6.2. Hardened Total Loss

$$E_i:=E_i^{\mathrm{data}}+\alpha E_{\mathrm{cpl}}\left(\mathbf{p}\right)+\beta {\Omega }_i,$$

(12)

and weights follow (10).

6.3. Surprise as a Diagnostic (Not a Physical Law)

Define residual loss $E_{\mathrm{res}}:=d(\widehat{X},X^{★})$ and

$$S:=E_{\mathrm{res}}-\sum _i{k}_i{E}_i^{\mathrm{data}}.$$

(13)

The surprise indicator is intended as an engineering diagnostic summarizing persistent mismatch between assembled predictions and reference observations.

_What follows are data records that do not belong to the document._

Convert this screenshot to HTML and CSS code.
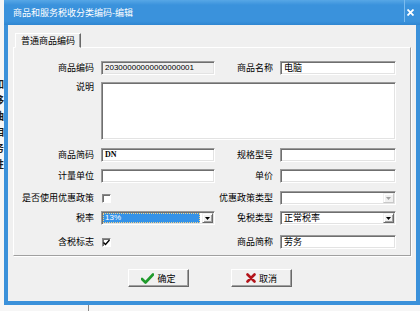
FILE: index.html
```html
<!doctype html>
<html lang="zh-CN">
<head>
    <meta charset="UTF-8">
    <title>商品和服务税收分类编码-编辑</title>
    <link rel="stylesheet" href="styles.css">
</head>
<body>
    <div class="desk-side">如<br>移<br>油<br>相<br>务<br>性</div>
    <div class="desk-line"></div>

    <div class="win">
        <div class="titlebar">
            <span class="title">商品和服务税收分类编码-编辑</span>
            <span class="close">
                <svg width="7" height="7" viewBox="0 0 7 7"><path d="M0.5 0.5L6.5 6.5M6.5 0.5L0.5 6.5" stroke="#fff" stroke-width="1.8"/></svg>
            </span>
        </div>
        <div class="client">
            <div class="tabs"><div class="tab">普通商品编码</div></div>
            <div class="sheet">
                <div class="lbl">商品编码</div>
                <div class="field off num">20300000000000000001</div>
                <div class="lbl">商品名称</div>
                <div class="field">电脑</div>

                <div class="lbl top">说明</div>
                <div class="field memo"></div>

                <div class="lbl">商品简码</div>
                <div class="field num bold">DN</div>
                <div class="lbl">规格型号</div>
                <div class="field"></div>

                <div class="lbl">计量单位</div>
                <div class="field"></div>
                <div class="lbl">单价</div>
                <div class="field"></div>

                <div class="lbl">是否使用优惠政策</div>
                <div class="cell"><span class="chk"></span></div>
                <div class="lbl">优惠政策类型</div>
                <div class="field combo dis">
                    <span class="val"></span>
                    <span class="drop"><svg width="5" height="3" viewBox="0 0 5 3"><path d="M0 0H5L2.5 3Z" fill="#a0a0a0"/></svg></span>
                </div>

                <div class="lbl">税率</div>
                <div class="field combo">
                    <span class="val sel"><span class="focus">13%</span></span>
                    <span class="drop"><svg width="5" height="3" viewBox="0 0 5 3"><path d="M0 0H5L2.5 3Z" fill="#000"/></svg></span>
                </div>
                <div class="lbl">免税类型</div>
                <div class="field combo">
                    <span class="val">正常税率</span>
                    <span class="drop"><svg width="5" height="3" viewBox="0 0 5 3"><path d="M0 0H5L2.5 3Z" fill="#000"/></svg></span>
                </div>

                <div class="lbl">含税标志</div>
                <div class="cell"><span class="chk"><svg width="7" height="7" viewBox="0 0 7 7"><path d="M0.5 3.5L2.5 5.5L6.5 1" fill="none" stroke="#000" stroke-width="1.4"/></svg></span></div>
                <div class="lbl">商品简称</div>
                <div class="field">劳务</div>
            </div>
            <div class="buttons">
                <div class="btn">
                    <svg width="13" height="11" viewBox="0 0 13 11"><path d="M1 6L4.5 9.5L12 1.5" fill="none" stroke="#1f9a2c" stroke-width="2.6" stroke-linecap="round" stroke-linejoin="round"/></svg>
                    确定
                </div>
                <div class="btn">
                    <svg width="10" height="10" viewBox="0 0 10 10"><path d="M1.5 1.5L8.5 8.5M8.5 1.5L1.5 8.5" stroke="#b3141a" stroke-width="2.6" stroke-linecap="round"/></svg>
                    取消
                </div>
            </div>
        </div>
    </div>
</body>
</html>
```

FILE: styles.css
```css
*{padding:0;margin:0;box-sizing:border-box;}

body{
    width:420px;
    height:311px;
    overflow:hidden;
    position:relative;
    background:#f6f6f6;
    font-family:"Noto Sans CJK SC","Liberation Sans",sans-serif;
    font-size:9px;
    color:#000;
}

/* bits of the app behind the dialog */
.desk-side{
    position:absolute;
    left:-6px;
    top:76px;
    font-size:10px;
    line-height:16px;
    font-weight:bold;
    color:#1a1a1a;
}
.desk-line{
    position:absolute;
    left:88px;
    top:305px;
    width:1px;
    height:6px;
    background:#888;
}

.win{
    position:absolute;
    left:4px;
    top:0;
    width:416px;
    height:305px;
    padding:0 4px 4px 4px;
    background:#3b91da;
    display:flex;
    flex-direction:column;
}
.titlebar{
    height:25px;
    display:flex;
    align-items:center;
    background:linear-gradient(#57a7e6,#3a92dc 20%,#3a92dc 85%,#2f86d1);
    margin:0 -4px;
    padding:0 4px 0 9px;
}
.title{
    flex:1;
    color:#fff;
    font-size:9px;
}
.close{
    width:12px;
    height:22px;
    align-self:flex-start;
    border-left:1px solid #7cbcef;
    display:flex;
    align-items:center;
    justify-content:center;
    padding-top:2px;
}

.client{
    flex:1;
    background:#f0f0f0;
    padding:8px 5px 0 5px;
}
.tabs{
    display:flex;
    padding-left:2px;
}
.tab{
    height:15px;
    padding:0 5px;
    line-height:14px;
    background:#f0f0f0;
    border:1px solid;
    border-color:#fff #696969 #f0f0f0 #fff;
    box-shadow:inset -1px 0 0 #a0a0a0;
    margin-bottom:-1px;
    position:relative;
}
.sheet{
    height:209px;
    border:1px solid;
    border-color:#fff #a0a0a0 #a0a0a0 #fff;
    box-shadow:1px 1px 0 #fff;
    padding:13px 0 5px 0;
    display:grid;
    grid-template-columns:87px 114px 65px 116px;
    grid-template-rows:21px 66px 21px 22px 20px 24px 14px;
    align-items:start;
}
.lbl{
    height:14px;
    line-height:14px;
    text-align:right;
    padding-right:7px;
    white-space:nowrap;
}
.lbl.top{
    line-height:10px;
}
.field{
    height:14px;
    background:#fff;
    border:1px solid;
    border-color:#9a9a9a #fff #fff #9a9a9a;
    box-shadow:inset 1px 1px 0 #6f6f6f,inset -1px -1px 0 #e3e3e3;
    padding-left:3px;
    line-height:12px;
    white-space:nowrap;
    overflow:hidden;
}
.field.off{
    background:#f0f0f0;
}
.num{
    font-family:"Liberation Sans",sans-serif;
    font-size:8px;
}
.bold{
    font-family:"Liberation Serif",serif;
    font-weight:bold;
}
.memo{
    grid-column:2 / 5;
    height:58px;
}
.cell{
    height:14px;
    display:flex;
    align-items:center;
    padding-left:1px;
}
.chk{
    width:9px;
    height:9px;
    background:#fff;
    border:1px solid;
    border-color:#8a8a8a #fff #fff #8a8a8a;
    box-shadow:inset 1px 1px 0 #6f6f6f;
    display:flex;
    align-items:center;
    justify-content:center;
}

.combo{
    display:flex;
    padding:1px;
}
.combo .val{
    flex:1;
    padding-left:2px;
    line-height:10px;
}
.combo .val.sel{
    background:#3492e8;
    color:#fff;
    padding:0;
    margin-right:2px;
}
.combo .focus{
    display:block;
    height:100%;
    border:1px dotted #f2d38a;
    padding-left:1px;
    font-family:"Liberation Sans",sans-serif;
    font-size:8px;
    line-height:8px;
}
.combo .drop{
    width:11px;
    background:#f0f0f0;
    border:1px solid;
    border-color:#f0f0f0 #696969 #696969 #f0f0f0;
    box-shadow:inset 1px 1px 0 #fff,inset -1px -1px 0 #a0a0a0;
    display:flex;
    align-items:center;
    justify-content:center;
}
.combo.dis .drop{
    border-color:#f0f0f0 #c8c8c8 #c8c8c8 #f0f0f0;
    box-shadow:inset 1px 1px 0 #fff;
}

.buttons{
    display:flex;
    gap:42px;
    padding-left:115px;
    margin-top:13px;
}
.btn{
    width:61px;
    height:18px;
    background:#f0f0f0;
    border:1px solid;
    border-color:#fff #696969 #696969 #fff;
    box-shadow:inset -1px -1px 0 #a0a0a0;
    display:flex;
    align-items:center;
    justify-content:center;
    gap:3px;
    font-size:9px;
}
```
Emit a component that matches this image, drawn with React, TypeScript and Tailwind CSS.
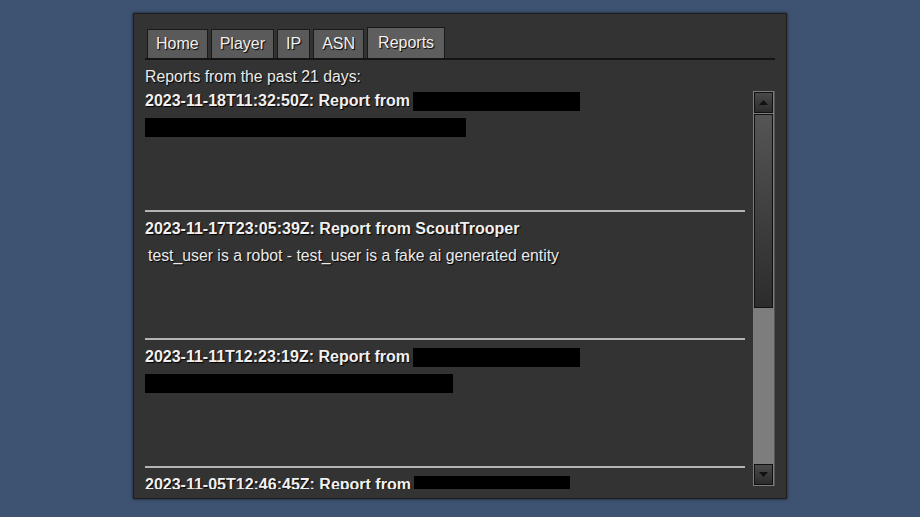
import React from "react";

const tabs = ["Home", "Player", "IP", "ASN", "Reports"];

type Report = {
  date: string;
  from?: string;
  fromBox?: number;
  body?: string;
  bodyBox?: number;
};

const reports: Report[] = [
  { date: "2023-11-18T11:32:50Z", fromBox: 167, bodyBox: 321 },
  {
    date: "2023-11-17T23:05:39Z",
    from: "ScoutTrooper",
    body: "test_user is a robot - test_user is a fake ai generated entity",
  },
  { date: "2023-11-11T12:23:19Z", fromBox: 167, bodyBox: 308 },
  { date: "2023-11-05T12:46:45Z", fromBox: 156, bodyBox: 290 },
];

function ReportEntry({ report }: { report: Report }) {
  return (
    <div className="flex flex-col">
      <div className="flex h-5 items-center whitespace-pre text-[16px] font-bold leading-5 text-[#f0f0f0] [text-shadow:1px_1px_1px_#000]">
        <span>{report.date}: Report from </span>
        {report.from ? (
          <span>{report.from}</span>
        ) : (
          <span
            className="-ml-[1px] inline-block h-[19px] bg-black"
            style={{ width: report.fromBox }}
          />
        )}
      </div>
      <div className="mt-[7px] flex h-[19px] items-center whitespace-pre text-[15.8px] leading-[19px] text-[#ebebeb] [text-shadow:1px_1px_1px_#000]">
        {report.body ? (
          <span className="pl-[3px]">{report.body}</span>
        ) : (
          <span
            className="inline-block h-[19px] bg-black"
            style={{ width: report.bodyBox }}
          />
        )}
      </div>
      <div className="h-[73px]" />
      <div className="h-[2px] w-[600px] bg-[#b4b4b4]" />
      <div className="h-[7px]" />
    </div>
  );
}

export default function App() {
  return (
    <div className="flex h-[517px] w-[920px] justify-center bg-[#3e5271] pt-[13px] font-['Liberation_Sans',Arial,sans-serif]">
      <div className="flex h-[486px] w-[654px] flex-col border border-[#1c1c1c] bg-[#333333] px-[11px] shadow-[0_0_3px_rgba(0,0,0,0.6)]">
        <div className="mt-[13px] flex items-end gap-[3px] border-b-2 border-[#141414] pl-[2px]">
          {tabs.map((t) => (
            <div
              key={t}
              className={`flex items-center border border-b-0 border-[#1a1a1a] text-[16px] text-[#f0f0f0] [text-shadow:1px_1px_1px_#000] ${
                t === "Reports"
                  ? "h-[31px] bg-[#5e5e5e] px-[10px]"
                  : "h-[29px] bg-[#5a5a5a] px-[8px]"
              }`}
            >
              {t}
            </div>
          ))}
        </div>
        <div className="mt-[7px] h-[19px] text-[15.8px] leading-[19px] text-[#ebebeb] [text-shadow:1px_1px_1px_#000]">
          Reports from the past 21 days:
        </div>
        <div className="mt-[5px] flex h-[398px] gap-[8px]">
          <div className="h-full w-[600px] overflow-hidden">
            {reports.map((r) => (
              <ReportEntry key={r.date} report={r} />
            ))}
          </div>
          <div className="flex h-[395px] w-[22px] flex-col border-r border-[#555555] bg-[#7d7d7d] pt-[1px]">
            <div className="mx-[1px] flex h-[21px] items-center justify-center border border-[#111111] bg-gradient-to-b from-[#4a4a4a] to-[#2c2c2c]">
              <svg width="9" height="5" viewBox="0 0 9 5">
                <path d="M4.5 0 L9 5 L0 5 Z" fill="#111" />
              </svg>
            </div>
            <div className="mx-[1px] mt-[1px] h-[194px] border border-[#111111] bg-gradient-to-b from-[#555555] to-[#2c2c2c]" />
            <div className="flex-1" />
            <div className="mx-[1px] mb-[1px] flex h-[21px] items-center justify-center border border-[#111111] bg-gradient-to-b from-[#4a4a4a] to-[#2c2c2c]">
              <svg width="9" height="5" viewBox="0 0 9 5">
                <path d="M0 0 L9 0 L4.5 5 Z" fill="#111" />
              </svg>
            </div>
          </div>
        </div>
      </div>
    </div>
  );
}
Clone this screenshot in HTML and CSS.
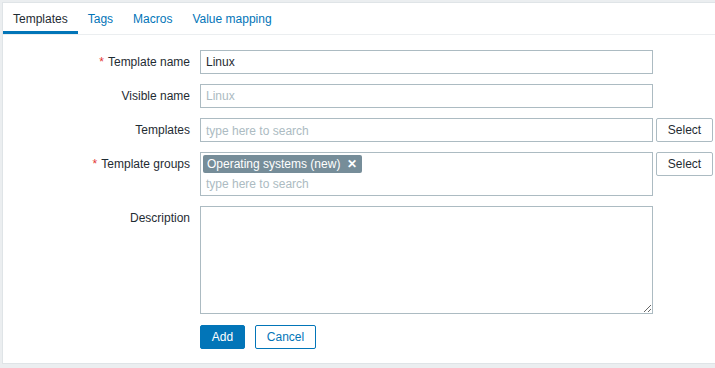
FILE: index.html
```html
<!DOCTYPE html>
<html>
<head>
<meta charset="utf-8">
<link rel="stylesheet" href="styles.css">
</head>
<body>
<div class="panel">
  <ul class="tabs">
    <li class="tab active">Templates</li>
    <li class="tab">Tags</li>
    <li class="tab">Macros</li>
    <li class="tab">Value mapping</li>
  </ul>
  <form class="form">
    <div class="row">
      <label class="label"><span class="req">*</span>Template name</label>
      <div class="field"><input class="input" type="text" value="Linux"></div>
    </div>
    <div class="row">
      <label class="label">Visible name</label>
      <div class="field"><input class="input" type="text" placeholder="Linux"></div>
    </div>
    <div class="row">
      <label class="label">Templates</label>
      <div class="field with-btn">
        <div class="multi"><span class="ph">type here to search</span></div>
        <button type="button" class="btn-alt">Select</button>
      </div>
    </div>
    <div class="row">
      <label class="label"><span class="req">*</span>Template groups</label>
      <div class="field with-btn">
        <div class="multi tall">
          <span class="chip">Operating systems (new)<span class="x">✕</span></span>
          <span class="ph">type here to search</span>
        </div>
        <button type="button" class="btn-alt">Select</button>
      </div>
    </div>
    <div class="row">
      <label class="label">Description</label>
      <div class="field"><textarea class="textarea"></textarea></div>
    </div>
    <div class="row buttons">
      <div class="label"></div>
      <div class="field actions">
        <button type="button" class="btn-primary">Add</button>
        <button type="button" class="btn-secondary">Cancel</button>
      </div>
    </div>
  </form>
</div>
</body>
</html>
```
FILE: styles.css
```css
* { box-sizing: border-box; }
html, body { margin: 0; padding: 0; }
body {
  background: #ebeef0;
  font-family: "Liberation Sans", Arial, sans-serif;
  font-size: 12px;
  color: #1f2c33;
  padding: 2px 0 0 2px;
  overflow: hidden;
  height: 368px;
}
.panel {
  background: #fff;
  border: 1px solid #dfe4e7;
  width: 730px;
  height: 362px;
}
.tabs {
  list-style: none;
  margin: 0;
  padding: 0;
  display: flex;
  border-bottom: 1px solid #ebeef0;
  height: 32px;
}
.tab {
  padding: 9px 10px 0;
  color: #0275b8;
  line-height: 14px;
  height: 31px;
}
.tab.active {
  color: #1f2c33;
  border-bottom: 3px solid #0275b8;
}
.form {
  padding: 15px 0 0;
  display: flex;
  flex-direction: column;
  gap: 10px;
}
.row {
  display: flex;
  align-items: flex-start;
}
.label {
  width: 197px;
  text-align: right;
  padding-right: 10px;
  padding-top: 5px;
  line-height: 14px;
  flex: none;
}
.req {
  color: #e33734;
  margin-right: 4px;
}
.field { flex: none; }
.with-btn { display: flex; gap: 3px; align-items: flex-start; }
.input, .multi, .textarea {
  width: 453px;
  border: 1px solid #acbbc2;
  background: #fff;
  font-family: inherit;
  font-size: 12px;
  color: #1f2c33;
  margin: 0;
}
.input {
  height: 24px;
  padding: 0 5px;
  display: block;
  outline: none;
}
.input::placeholder { color: #acbbc2; }
.multi {
  min-height: 24px;
  padding: 2px 2px 0;
  display: flex;
  flex-direction: column;
  align-items: flex-start;
}
.multi .ph {
  color: #acbbc2;
  line-height: 14px;
  padding: 3px 3px 3px;
}
.multi.tall { height: 44px; }
.multi.tall .ph { padding-top: 4px; }
.chip {
  background: #768d99;
  color: #fff;
  line-height: 18px;
  height: 18px;
  padding: 0 5px 0 4px;
  border-radius: 2px;
  display: inline-flex;
  align-items: center;
}
.chip .x {
  margin-left: 7px;
  font-size: 12px;
  font-weight: bold;
}
.btn-alt {
  height: 24px;
  width: 57px;
  background: #fff;
  border: 1px solid #acbbc2;
  border-radius: 2px;
  color: #1f2c33;
  font-family: inherit;
  font-size: 12px;
  padding: 0;
}
.textarea {
  height: 108px;
  display: block;
  resize: vertical;
  padding: 4px 5px;
}
.buttons { margin-top: 1px; }
.actions { display: flex; gap: 10px; }
.btn-primary, .btn-secondary {
  height: 24px;
  font-family: inherit;
  font-size: 12px;
  border-radius: 2px;
  padding: 0 10px;
}
.btn-primary {
  background: #0275b8;
  border: 1px solid #0275b8;
  color: #fff;
  width: 45px;
}
.btn-secondary {
  background: #fff;
  border: 1px solid #0275b8;
  color: #0275b8;
  width: 61px;
}
```
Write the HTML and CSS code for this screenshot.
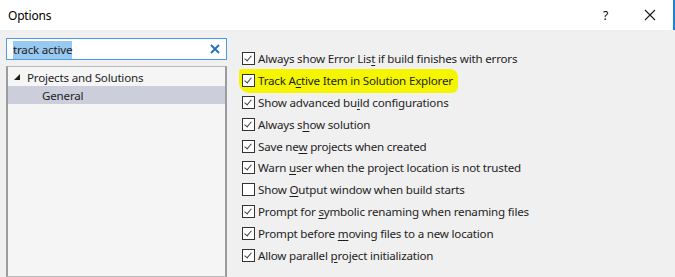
FILE: index.html
```html
<!DOCTYPE html>
<html>
<head>
<meta charset="utf-8">
<link rel="stylesheet" href="styles.css">
</head>
<body>
<div class="window">
  <div class="titlebar">
    <span class="title">Options</span>
    <div class="title-buttons">
      <span class="help">?</span>
      <svg class="close" width="12" height="12" viewBox="0 0 12 12"><path d="M1 1 L11 11 M11 1 L1 11" stroke="#1a1a1a" stroke-width="1.1" fill="none"/></svg>
    </div>
  </div>
  <div class="content">
    <div class="left">
      <div class="search">
        <span class="search-text"><span class="sel">track active</span></span>
        <svg class="clear" width="10" height="10" viewBox="0 0 10 10"><path d="M1 1 L9 9 M9 1 L1 9" stroke="#1e6fc4" stroke-width="1.8" fill="none"/></svg>
      </div>
      <div class="tree">
        <div class="tree-row">
          <svg class="expander" width="6" height="6" viewBox="0 0 6 6"><polygon points="6,0 6,6 0,6" fill="#1e1e1e"/></svg>
          <span>Projects and Solutions</span>
        </div>
        <div class="tree-row child selected"><span>General</span></div>
      </div>
    </div>
    <div class="right">
      <div class="opt"><span class="cb on"></span><span>Always show Error Lis<u>t</u> if build finishes with errors</span></div>
      <div class="opt hl"><span class="mark"><span class="cb on"></span><span>Track A<u>c</u>tive Item in Solution Explorer</span></span></div>
      <div class="opt"><span class="cb on"></span><span>Show advanced bu<u>i</u>ld configurations</span></div>
      <div class="opt"><span class="cb on"></span><span>Always s<u>h</u>ow solution</span></div>
      <div class="opt"><span class="cb on"></span><span>Save ne<u>w</u> projects when created</span></div>
      <div class="opt"><span class="cb on"></span><span>Warn <u>u</u>ser when the project location is not trusted</span></div>
      <div class="opt"><span class="cb"></span><span>Show <u>O</u>utput window when build starts</span></div>
      <div class="opt"><span class="cb on"></span><span>Prompt for <u>s</u>ymbolic renaming when renaming files</span></div>
      <div class="opt"><span class="cb on"></span><span>Prompt before <u>m</u>oving files to a new location</span></div>
      <div class="opt"><span class="cb on"></span><span>Allow parallel <u>p</u>roject initialization</span></div>
    </div>
  </div>
</div>
</body>
</html>
```

FILE: styles.css
```css
html, body {
  margin: 0;
  padding: 0;
}
body {
  width: 675px;
  height: 277px;
  overflow: hidden;
  font-family: "Noto Sans", "Open Sans", sans-serif;
  font-size: 11.6px;
  letter-spacing: -0.2px;
  color: #1e1e1e;
  background: #f0f0f0;
}
.window {
  display: flex;
  flex-direction: column;
  height: 277px;
}
.titlebar {
  height: 30px;
  background: #ffffff;
  display: flex;
  align-items: center;
  justify-content: space-between;
  border-right: 2px solid #1883d7;
  box-sizing: border-box;
  padding-left: 8px;
}
.title {
  font-size: 12px;
  color: #000;
}
.title-buttons {
  display: flex;
  align-items: center;
  gap: 36px;
  padding-right: 17px;
}
.help {
  font-size: 12px;
  color: #000;
}
.content {
  flex: 1;
  display: flex;
  min-height: 0;
}
.left {
  width: 221px;
  margin-left: 6px;
  padding-top: 8px;
  display: flex;
  flex-direction: column;
  gap: 6px;
}
.search {
  height: 22px;
  box-sizing: border-box;
  border: 1px solid #4a9de8;
  background: #fff;
  display: flex;
  align-items: center;
  justify-content: space-between;
  padding: 0 6px 0 6px;
}
.sel {
  background: #99c9ef;
  padding: 1px 0 2px;
}
.tree {
  flex: 1;
  background: #f5f5f5;
  border: 1px solid #b8b8b8;
  border-left: 2px solid #9c9ca0;
  border-right: 2px solid #9c9ca0;
  padding: 1px 0 0 0;
}
.tree-row {
  height: 18px;
  display: flex;
  align-items: center;
  padding-left: 6px;
  gap: 7px;
}
.tree-row.child {
  padding-left: 34px;
}
.selected {
  background: #cccedb;
}
.right {
  flex: 1;
  padding-left: 15px;
  padding-top: 18px;
  display: flex;
  flex-direction: column;
}
.opt {
  height: 21.8px;
  display: flex;
  align-items: center;
  gap: 3px;
}
.mark {
  display: flex;
  align-items: center;
  gap: 3px;
  background: #f5f500;
  margin-left: -3px;
  padding: 4px 5px 5px 3px;
  border-radius: 3px 8px 6px 10px;
}
.cb {
  width: 13px;
  height: 13px;
  box-sizing: border-box;
  border: 1px solid #333;
  background: #fff;
  position: relative;
  flex: none;
}
.cb.on::after {
  content: "";
  position: absolute;
  left: 3px;
  top: 1px;
  width: 3px;
  height: 6px;
  border-right: 1.3px solid #404040;
  border-bottom: 1.3px solid #404040;
  transform: rotate(40deg);
}
u {
  text-decoration: underline;
  text-underline-offset: 2px;
}
```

No claim is made that it is, by itself, a thermodynamic entropy production law; any thermodynamic reading should be treated as a hypothesis to be tested in open-system settings.

7. Minimal Case Study Template and a NISQ Acid Test

7.1. Minimal Reproducibility Checklist

Any case study should report: (i) the definition of $\Phi$ and the dimension of $\mathcal{Y}$, (ii) the metric d used for loss, (iii) the candidate models compared, (iv) the calibration procedure for $(\lambda ,\alpha ,\beta )$ and for knobs, and (v) weight trajectories $k_i$ with residual monitoring.

7.2. NISQ Acid Test: Critical Decoherence

For a qubit with dephasing characterized by $T_2$,

$$\xi \approx {\displaystyle \frac{t_{\mathrm{obs}}}{T_2}},r\approx 0,$$

and $\theta$ depends on effective mixing/noise. The operational critical time is defined by

$$t_{\mathrm{crit}}:k_Q\left(t_{\mathrm{crit}}\right)=k_{\mathrm{th}},k_{\mathrm{th}}\in (0,1)\left(\mathrm{e}.\mathrm{g}.0.5\right).$$

8. Qualitative Regime Figure

9. Conclusions

An operational meta-model for regime-aware prediction assembly has been presented. The framework combines (i) a shared observable space, (ii) soft loss-based weighting with regularization and complexity control, (iii) physics-facing regime priors via calibrated knobs, and (iv) a diagnostic for persistent out-of-catalog mismatch. The proposal is deliberately incremental: it is intended as a practical decision layer on top of existing mechanistic models, with clear calibration and validation hooks.